Take another example, if you believe that early-stage companies are governed by power-law distribution and grow in a non-linear fashion. Then overly obsessively with the historical tractions can become a bottleneck to hinge one’s ability to imagine with the founders and therefore miss meaningful opportunities: in this case, ironically early traction data can become the “noise” while spending real-time understanding founders’ vision is the first principle.
Putting things into the current macro perspective, if you believe that tech innovations are here to stay and some markets will stay forever big (such as enterprise software, healthcare, global logistics, and developer tools), then the bearish tone of the other investors become the “noise” - while sticking to founder-market fit and product-market fit become the first principle.
Often times, investors can not develop a 100% conviction by themselves; they need to partner with similar worldview founders to form the thesis, experiment, and then ultimately build enduring companies.
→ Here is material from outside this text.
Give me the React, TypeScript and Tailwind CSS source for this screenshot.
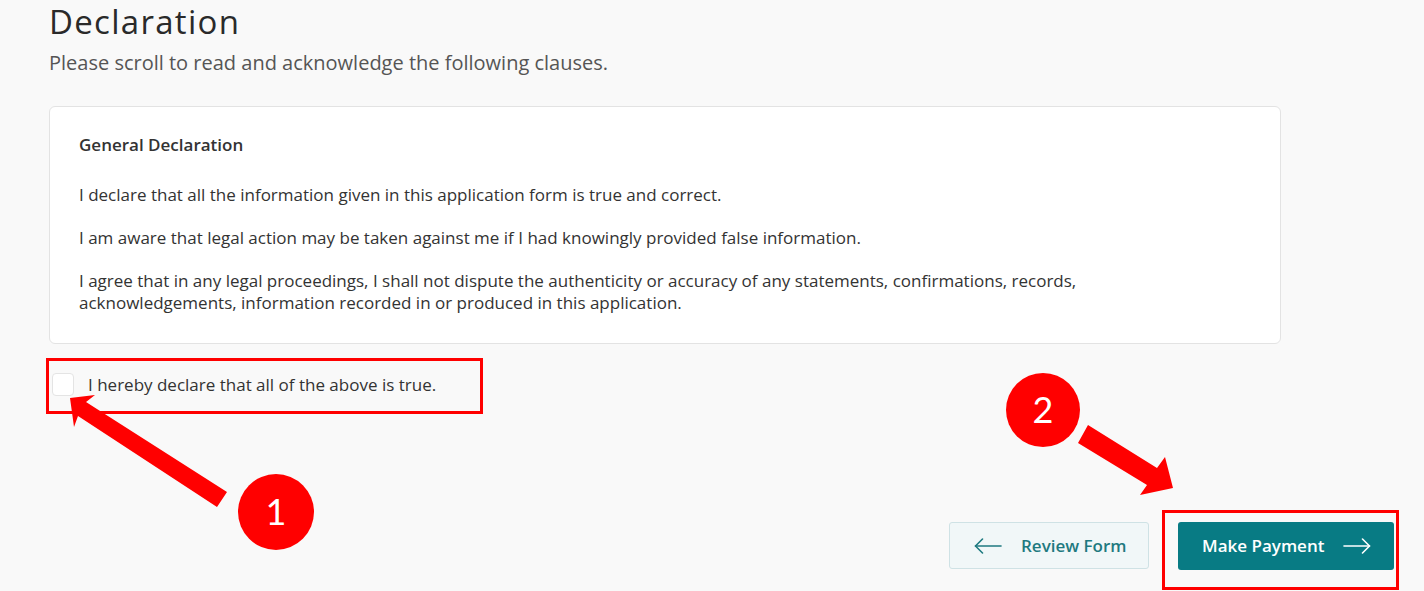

It’s only from the outside looking in, they might appear as “non-consensus” because the “consensus” at the time doesn’t recognize the fundamental value just yet.
In the early days, it could also be easy to confuse fundamentals with vanity metrics - for example, “don’t the ‘social proofs’ and ‘press headlines’ help attract more users and fundings, therefore they are the core to the business, right?” It depends - depends on which one you focus on, and which one follows. The ambiguity and the struggles of the early days are necessary factors in forming iconic companies.
It’s actually a systematic feature, not a bug. Thanks to the early misjudgment of the eventual winners, early-stage VCs then can have the venture-style return that’s baked into the business model.